Is this your issue? Do you have a custom serializer or transport that's not following these "shoulds"?

Update: And we decided to "reject" instead of retry as a deserialization error is not one that seems "temporary"

Tobion · 2019-06-19T00:16:22Z

@weaverryan you are right. Our custom serializer didn't throw a MessageDecodingFailedException. Using that, errors in serialization are handled correctly. But there is still room for improvments:

Serialization errors could use the failed transport to keep track of them
We should still handle \AMQPEnvelope::isRedelivery as explained above. There can be alot of reasons for this to happen, e.g. connection lost or processing taking too long or like in my case serialization errors without using MessageDecodingFailedException. So that can still result in blocked queues and redelivery loops.
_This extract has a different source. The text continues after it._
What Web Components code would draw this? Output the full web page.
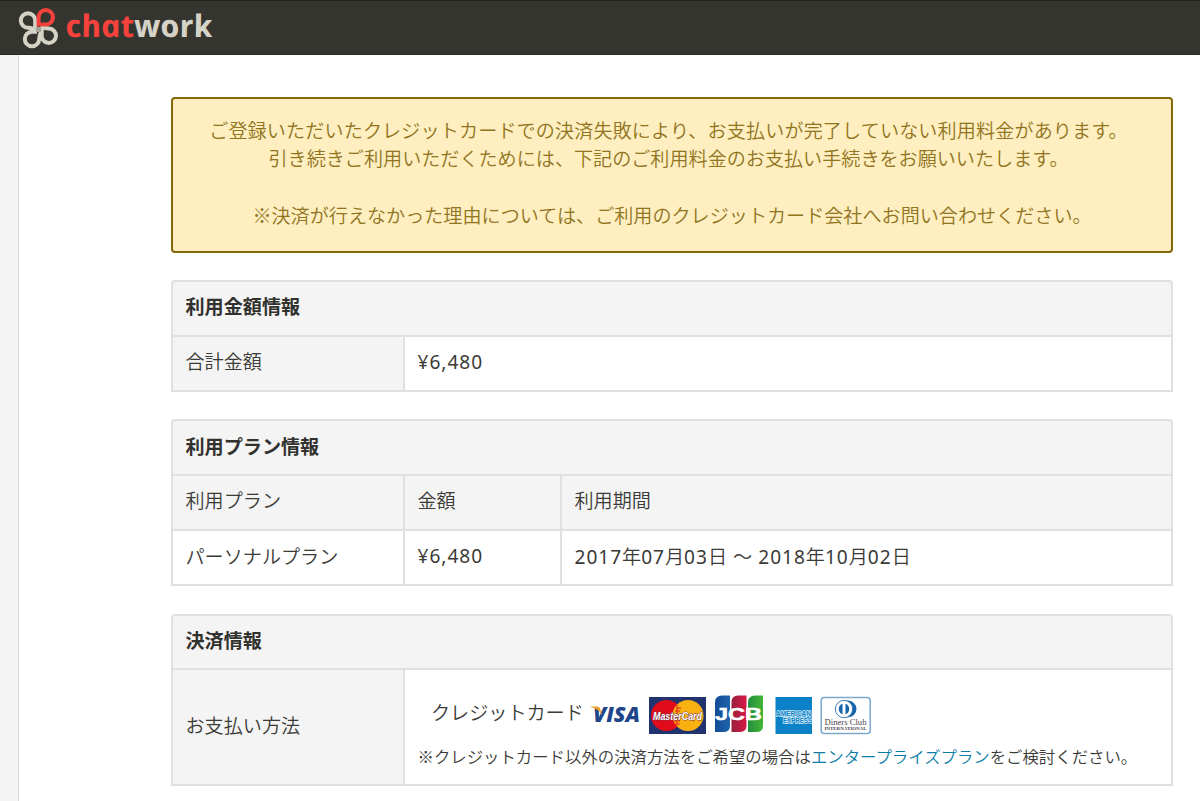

https://www.rabbitmq.com/confirms.html

This means that if all consumers requeue because they cannot process a delivery due to a transient condition, they will create a requeue/redelivery loop. Such loops can be costly in terms of network bandwidth and CPU resources. Consumer implementations can track the number of redeliveries and reject messages for good (discard them) or schedule requeueing after a delay.

So we should also handle retry for those.

Why do serialization errors (any error outside the bus) result in worker termination but exceptions in handlers don't? I think it's not a problem because you need something like supervisor anyway, but it feels arbitrary.

weaverryan · 2019-06-19T13:46:31Z

Ok, let's break this down so we can see what actionable things we can do.

Serialization errors could use the failed transport to keep track of them

That seems reasonable... we would basically "fail" in the same way that an exception from a handler. So, by default, it would fail 3 times, then go to the failure queue. This also would solve item (3) I believe: if exceptions from deserialization are handled the same as exceptions from handlers, then the worker would not exit in both situations.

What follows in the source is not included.